=== Given information ===

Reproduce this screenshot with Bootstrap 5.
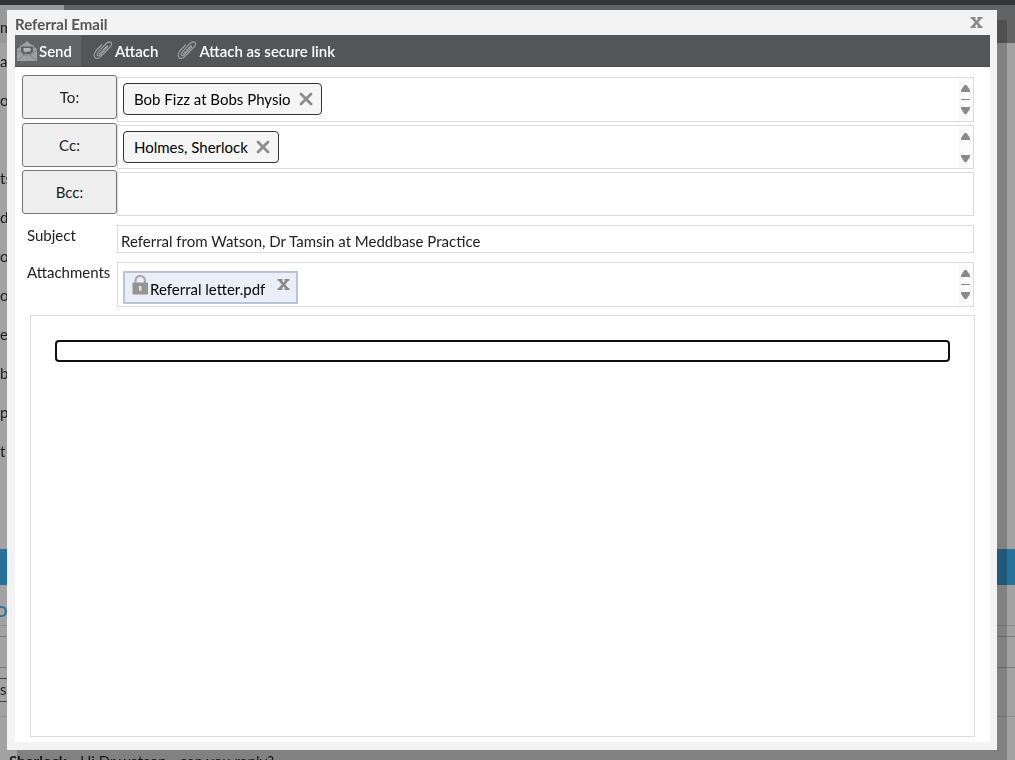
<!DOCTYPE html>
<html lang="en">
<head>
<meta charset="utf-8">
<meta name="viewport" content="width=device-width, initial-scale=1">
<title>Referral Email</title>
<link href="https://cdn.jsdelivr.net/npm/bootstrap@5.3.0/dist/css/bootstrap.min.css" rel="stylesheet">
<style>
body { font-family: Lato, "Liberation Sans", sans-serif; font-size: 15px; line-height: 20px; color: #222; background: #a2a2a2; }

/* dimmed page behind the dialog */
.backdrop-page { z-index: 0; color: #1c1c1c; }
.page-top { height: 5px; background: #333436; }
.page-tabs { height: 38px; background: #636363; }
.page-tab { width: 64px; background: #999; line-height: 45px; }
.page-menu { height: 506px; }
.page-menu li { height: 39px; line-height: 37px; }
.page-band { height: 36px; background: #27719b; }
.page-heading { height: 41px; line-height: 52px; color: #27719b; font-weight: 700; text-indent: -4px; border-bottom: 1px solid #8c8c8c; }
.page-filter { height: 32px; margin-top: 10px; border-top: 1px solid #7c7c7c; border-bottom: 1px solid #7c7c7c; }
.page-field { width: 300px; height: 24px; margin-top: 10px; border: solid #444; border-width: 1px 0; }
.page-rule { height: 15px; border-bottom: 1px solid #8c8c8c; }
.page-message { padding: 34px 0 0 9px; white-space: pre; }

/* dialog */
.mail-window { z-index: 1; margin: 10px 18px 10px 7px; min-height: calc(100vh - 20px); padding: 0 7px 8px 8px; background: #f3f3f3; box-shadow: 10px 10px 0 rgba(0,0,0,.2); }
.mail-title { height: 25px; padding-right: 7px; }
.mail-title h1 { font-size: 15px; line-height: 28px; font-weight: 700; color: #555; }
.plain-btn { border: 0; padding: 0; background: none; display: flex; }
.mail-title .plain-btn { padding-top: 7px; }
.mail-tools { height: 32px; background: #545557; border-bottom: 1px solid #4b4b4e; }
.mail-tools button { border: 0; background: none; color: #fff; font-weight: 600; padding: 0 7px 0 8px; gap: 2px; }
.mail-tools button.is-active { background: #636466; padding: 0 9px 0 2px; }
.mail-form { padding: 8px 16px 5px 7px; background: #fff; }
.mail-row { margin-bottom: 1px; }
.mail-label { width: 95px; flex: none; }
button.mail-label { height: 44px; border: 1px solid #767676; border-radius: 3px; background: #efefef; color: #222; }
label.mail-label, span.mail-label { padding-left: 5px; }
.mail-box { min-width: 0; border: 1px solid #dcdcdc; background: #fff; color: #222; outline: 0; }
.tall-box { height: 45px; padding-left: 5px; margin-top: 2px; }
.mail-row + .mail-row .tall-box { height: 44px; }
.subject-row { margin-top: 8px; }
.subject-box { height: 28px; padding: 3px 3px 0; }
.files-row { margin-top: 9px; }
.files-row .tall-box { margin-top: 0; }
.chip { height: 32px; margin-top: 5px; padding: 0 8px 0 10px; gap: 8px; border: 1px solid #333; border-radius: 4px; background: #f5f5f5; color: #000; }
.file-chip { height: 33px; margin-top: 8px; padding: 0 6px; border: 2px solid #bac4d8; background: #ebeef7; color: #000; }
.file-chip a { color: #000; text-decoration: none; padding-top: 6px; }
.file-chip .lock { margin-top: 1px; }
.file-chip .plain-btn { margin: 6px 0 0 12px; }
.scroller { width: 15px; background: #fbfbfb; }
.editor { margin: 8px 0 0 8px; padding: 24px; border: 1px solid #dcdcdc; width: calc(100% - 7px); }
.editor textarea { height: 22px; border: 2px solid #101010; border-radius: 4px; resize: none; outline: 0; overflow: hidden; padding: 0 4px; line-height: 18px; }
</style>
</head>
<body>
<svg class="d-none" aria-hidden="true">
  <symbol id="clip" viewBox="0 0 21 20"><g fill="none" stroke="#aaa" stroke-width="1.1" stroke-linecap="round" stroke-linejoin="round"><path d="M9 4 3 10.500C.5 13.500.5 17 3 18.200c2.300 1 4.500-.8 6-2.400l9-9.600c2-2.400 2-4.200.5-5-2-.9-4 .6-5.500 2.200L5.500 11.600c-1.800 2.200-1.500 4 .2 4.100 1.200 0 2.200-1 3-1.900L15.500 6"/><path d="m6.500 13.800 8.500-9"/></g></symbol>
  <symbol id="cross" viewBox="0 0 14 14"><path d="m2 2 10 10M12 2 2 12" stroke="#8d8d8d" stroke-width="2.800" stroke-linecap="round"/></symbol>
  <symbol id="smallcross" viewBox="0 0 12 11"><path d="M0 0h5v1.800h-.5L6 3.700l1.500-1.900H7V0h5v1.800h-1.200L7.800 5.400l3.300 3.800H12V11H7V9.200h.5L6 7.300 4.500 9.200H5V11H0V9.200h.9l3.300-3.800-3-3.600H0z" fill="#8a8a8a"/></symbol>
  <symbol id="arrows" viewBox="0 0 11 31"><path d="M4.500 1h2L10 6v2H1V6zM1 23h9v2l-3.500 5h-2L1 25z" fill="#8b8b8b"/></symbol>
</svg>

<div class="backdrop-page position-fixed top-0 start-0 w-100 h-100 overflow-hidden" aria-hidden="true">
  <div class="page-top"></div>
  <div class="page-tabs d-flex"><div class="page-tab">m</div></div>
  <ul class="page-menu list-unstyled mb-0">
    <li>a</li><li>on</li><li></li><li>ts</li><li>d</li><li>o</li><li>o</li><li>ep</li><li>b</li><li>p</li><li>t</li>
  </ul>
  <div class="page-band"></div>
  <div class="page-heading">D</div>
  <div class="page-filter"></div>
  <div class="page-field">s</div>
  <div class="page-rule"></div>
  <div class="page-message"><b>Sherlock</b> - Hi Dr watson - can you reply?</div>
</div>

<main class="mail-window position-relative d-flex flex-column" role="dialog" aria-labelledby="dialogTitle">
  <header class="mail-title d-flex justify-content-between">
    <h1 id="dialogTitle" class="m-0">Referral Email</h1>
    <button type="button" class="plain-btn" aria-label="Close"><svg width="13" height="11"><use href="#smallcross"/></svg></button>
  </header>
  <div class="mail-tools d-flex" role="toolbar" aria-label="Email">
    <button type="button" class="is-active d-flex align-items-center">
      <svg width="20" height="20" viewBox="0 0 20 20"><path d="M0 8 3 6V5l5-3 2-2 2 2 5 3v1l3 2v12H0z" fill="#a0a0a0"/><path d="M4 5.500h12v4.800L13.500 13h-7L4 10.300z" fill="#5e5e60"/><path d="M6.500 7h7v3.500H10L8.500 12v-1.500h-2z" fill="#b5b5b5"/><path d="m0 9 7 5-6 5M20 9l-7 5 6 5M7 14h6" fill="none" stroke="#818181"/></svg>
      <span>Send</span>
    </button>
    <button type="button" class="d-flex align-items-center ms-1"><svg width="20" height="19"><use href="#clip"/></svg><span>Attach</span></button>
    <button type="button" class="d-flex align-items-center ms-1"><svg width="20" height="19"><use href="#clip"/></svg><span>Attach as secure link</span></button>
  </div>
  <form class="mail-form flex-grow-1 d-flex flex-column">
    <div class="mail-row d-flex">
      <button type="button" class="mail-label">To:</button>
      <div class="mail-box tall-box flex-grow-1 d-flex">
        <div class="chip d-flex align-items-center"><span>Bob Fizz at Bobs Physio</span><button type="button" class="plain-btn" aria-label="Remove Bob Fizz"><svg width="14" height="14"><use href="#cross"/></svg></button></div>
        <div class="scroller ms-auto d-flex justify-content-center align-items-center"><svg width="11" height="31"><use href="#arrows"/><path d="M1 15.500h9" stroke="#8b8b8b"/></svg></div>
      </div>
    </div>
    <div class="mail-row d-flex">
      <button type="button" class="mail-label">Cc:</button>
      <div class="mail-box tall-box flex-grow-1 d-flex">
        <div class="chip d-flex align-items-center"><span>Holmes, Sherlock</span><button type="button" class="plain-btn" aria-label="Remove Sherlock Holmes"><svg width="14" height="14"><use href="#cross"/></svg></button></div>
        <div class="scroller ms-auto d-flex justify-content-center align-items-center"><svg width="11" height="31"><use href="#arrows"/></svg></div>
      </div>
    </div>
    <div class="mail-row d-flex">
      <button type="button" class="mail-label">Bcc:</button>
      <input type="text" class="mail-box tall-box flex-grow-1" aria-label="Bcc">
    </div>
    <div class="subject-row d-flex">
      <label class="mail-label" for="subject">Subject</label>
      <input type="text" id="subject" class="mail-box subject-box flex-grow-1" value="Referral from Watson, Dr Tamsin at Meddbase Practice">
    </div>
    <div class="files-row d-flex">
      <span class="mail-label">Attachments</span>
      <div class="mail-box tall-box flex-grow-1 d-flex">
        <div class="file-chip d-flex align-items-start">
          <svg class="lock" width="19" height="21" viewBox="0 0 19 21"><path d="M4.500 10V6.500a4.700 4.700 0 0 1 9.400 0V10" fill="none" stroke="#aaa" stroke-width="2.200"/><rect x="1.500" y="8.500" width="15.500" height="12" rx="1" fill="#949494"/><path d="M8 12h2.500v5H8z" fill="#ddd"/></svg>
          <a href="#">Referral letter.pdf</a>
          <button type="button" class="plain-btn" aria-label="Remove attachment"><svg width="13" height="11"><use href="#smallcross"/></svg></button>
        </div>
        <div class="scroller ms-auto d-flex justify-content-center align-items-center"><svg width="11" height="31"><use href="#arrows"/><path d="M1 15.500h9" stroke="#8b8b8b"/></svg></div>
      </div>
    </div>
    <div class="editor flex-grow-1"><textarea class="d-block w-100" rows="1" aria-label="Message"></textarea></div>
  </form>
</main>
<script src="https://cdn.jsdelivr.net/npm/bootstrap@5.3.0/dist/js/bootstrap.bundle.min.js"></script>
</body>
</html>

===

## Directive
Please extract exactly the lines of the data, from the first through the line containing "sans-serif; font-size: 15px;", and add no pictures to the copy.

## Right answer
Reproduce this screenshot with Bootstrap 5.
<!DOCTYPE html>
<html lang="en">
<head>
<meta charset="utf-8">
<meta name="viewport" content="width=device-width, initial-scale=1">
<title>Referral Email</title>
<link href="https://cdn.jsdelivr.net/npm/bootstrap@5.3.0/dist/css/bootstrap.min.css" rel="stylesheet">
<style>
body { font-family: Lato, "Liberation Sans", sans-serif; font-size: 15px; line-height: 20px; color: #222; background: #a2a2a2; }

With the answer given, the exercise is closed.